Many believe that these policies inevitably led to the financial crash of 2008, which Ms Errington claimed provided an opportunity too good to waste “for those who wanted to finish what Thatcher started in shaping our society.”

Ms Long-Bailey concurred, adding that what Britain got after the crash was a Tory government that was “like Margaret Thatcher on speed. They are there to finish the job that she started – the dismantling of our welfare state, our public services, our NHS, the privatisation of every single thing that we can see as far as the eye will go.”

According to Ms Barker, it is by comparing the UK to the US that it possible to understand what an extreme outlier the UK is with regards to privatisation. She said: “A phenomenal 40% of the total value of assets privatised across the OECD between 1980 and 1996 was actually here in the UK.”

She argued that if there was to be a fundamental shift of power, wealth and control in favour of working people, then there must be a fundamental shift in the ownership of the economy. She advocated for the public sector delivery of all public services.

She said: “Public services are owned by us all and what greater form of cooperation could there be for us, the public, to own the means of production or our public services.
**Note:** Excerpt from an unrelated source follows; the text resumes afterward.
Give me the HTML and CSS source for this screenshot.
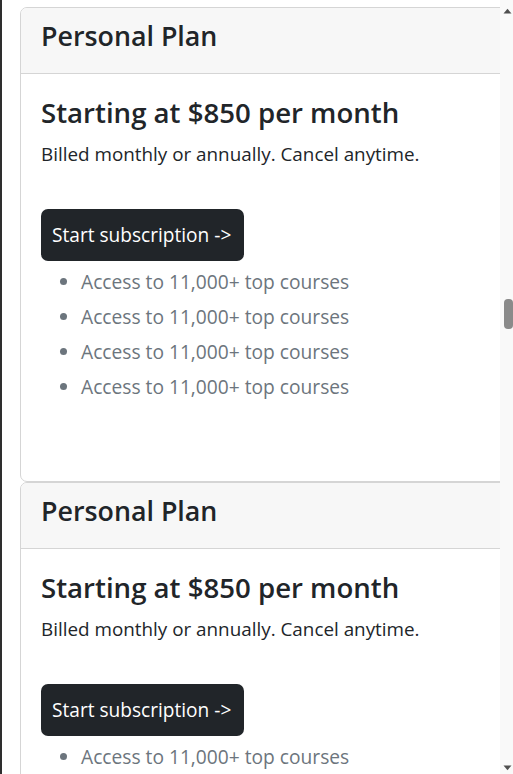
FILE: index.html
```html
<!DOCTYPE html>
<html lang="en">
<head>
<meta charset="utf-8">
<title>Plans</title>
<link rel="stylesheet" href="styles.css">
</head>
<body>
<div class="window">
  <div class="content">
    <div class="card">
      <div class="card-header"><h3 class="card-title">Personal Plan</h3></div>
      <div class="card-body">
        <h2 class="price">Starting at $850 per month</h2>
        <p class="note">Billed monthly or annually. Cancel anytime.</p>
        <a class="btn" href="#">Start subscription -&gt;</a>
        <ul class="features">
          <li>Access to 11,000+ top courses</li>
          <li>Access to 11,000+ top courses</li>
          <li>Access to 11,000+ top courses</li>
          <li>Access to 11,000+ top courses</li>
        </ul>
      </div>
    </div>
    <div class="card">
      <div class="card-header"><h3 class="card-title">Personal Plan</h3></div>
      <div class="card-body">
        <h2 class="price">Starting at $850 per month</h2>
        <p class="note">Billed monthly or annually. Cancel anytime.</p>
        <a class="btn" href="#">Start subscription -&gt;</a>
        <ul class="features">
          <li>Access to 11,000+ top courses</li>
          <li>Access to 11,000+ top courses</li>
          <li>Access to 11,000+ top courses</li>
          <li>Access to 11,000+ top courses</li>
        </ul>
      </div>
    </div>
  </div>
  <div class="scrollbar">
    <svg class="arrow arrow-up" width="9" height="6" viewBox="0 0 9 6"><path d="M0.5 5.5 L4.5 0.8 L8.5 5.5 Z" fill="#505050"/></svg>
    <div class="thumb"></div>
    <svg class="arrow arrow-down" width="9" height="6" viewBox="0 0 9 6"><path d="M0.5 0.5 L4.5 5.2 L8.5 0.5 Z" fill="#505050"/></svg>
  </div>
</div>
</body>
</html>
```
FILE: styles.css
```css
html, body {
  margin: 0;
  padding: 0;
  overflow: hidden;
  background: #ffffff;
}

body {
  font-family: "Open Sans", "Noto Sans", sans-serif;
  color: #212529;
}

.window {
  position: relative;
  height: 774px;
  border-left: 2px solid #2e2e2e;
  overflow: hidden;
}

.content {
  padding: 7px 0 0 18px;
}

.card {
  box-sizing: border-box;
  width: 510px;
  height: 475px;
  border: 1px solid #d5d5d5;
  border-radius: 7px;
  overflow: hidden;
  background: #fff;
}

.card-header {
  box-sizing: border-box;
  height: 66px;
  padding: 11px 20px 0 20px;
  background: #f7f7f7;
  border-bottom: 1px solid #d5d5d5;
}

.card-title {
  margin: 0;
  font-size: 26.8px;
  font-weight: 600;
  line-height: 34px;
}

.card-body {
  padding: 21px 20px 0 20px;
}

.price {
  margin: 0 0 11px;
  font-size: 27.6px;
  font-weight: 600;
  line-height: 34px;
}

.note {
  margin: 0 0 41px;
  font-size: 18.85px;
  line-height: 28px;
}

.btn {
  display: inline-block;
  box-sizing: border-box;
  height: 52px;
  padding: 12px 13px 0 11px;
  background: #212529;
  color: #fff;
  border-radius: 7px;
  font-size: 19.1px;
  line-height: 28px;
  text-decoration: none;
}

.features {
  margin: 3px 0 0;
  padding-left: 40px;
  color: #6c757d;
  font-size: 19.2px;
  line-height: 35px;
}

.scrollbar {
  position: absolute;
  top: 0;
  right: 0;
  width: 13px;
  height: 100%;
  background: #f9f9f9;
}

.arrow {
  position: absolute;
  left: 3px;
}

.arrow-up {
  top: 8px;
}

.arrow-down {
  bottom: 3px;
}

.thumb {
  position: absolute;
  top: 299px;
  left: 4px;
  width: 9px;
  height: 30px;
  border-radius: 4px;
  background: #8a8a8a;
}
```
There is now an opportunity to advance, to role forward the frontiers of democratic control over economic activity.”

It is questions of ownership that lie at the heart of Labour’s plans to construct a fairer and more equal society.

Referencing Labour’s plans for employee ownership schemes, Ms Long-Bailey asserted that if the UK economy was to provide prosperity and guarantee jobs for the next 30 to 40 years, then “we have to have structures where the people doing those jobs get a say in their future. Not only get a say in their future, but get to enjoy the rewards of the prosperity.”

She brought the meeting to a close by emphasising that Labour would seek to dramatically increase the size of the co-operative sector and look at models of community wealth building, as well as predicting that Labour’s Green Industrial Revolution would lead to jobs and prosperity in Britain’s de-industrialised regions.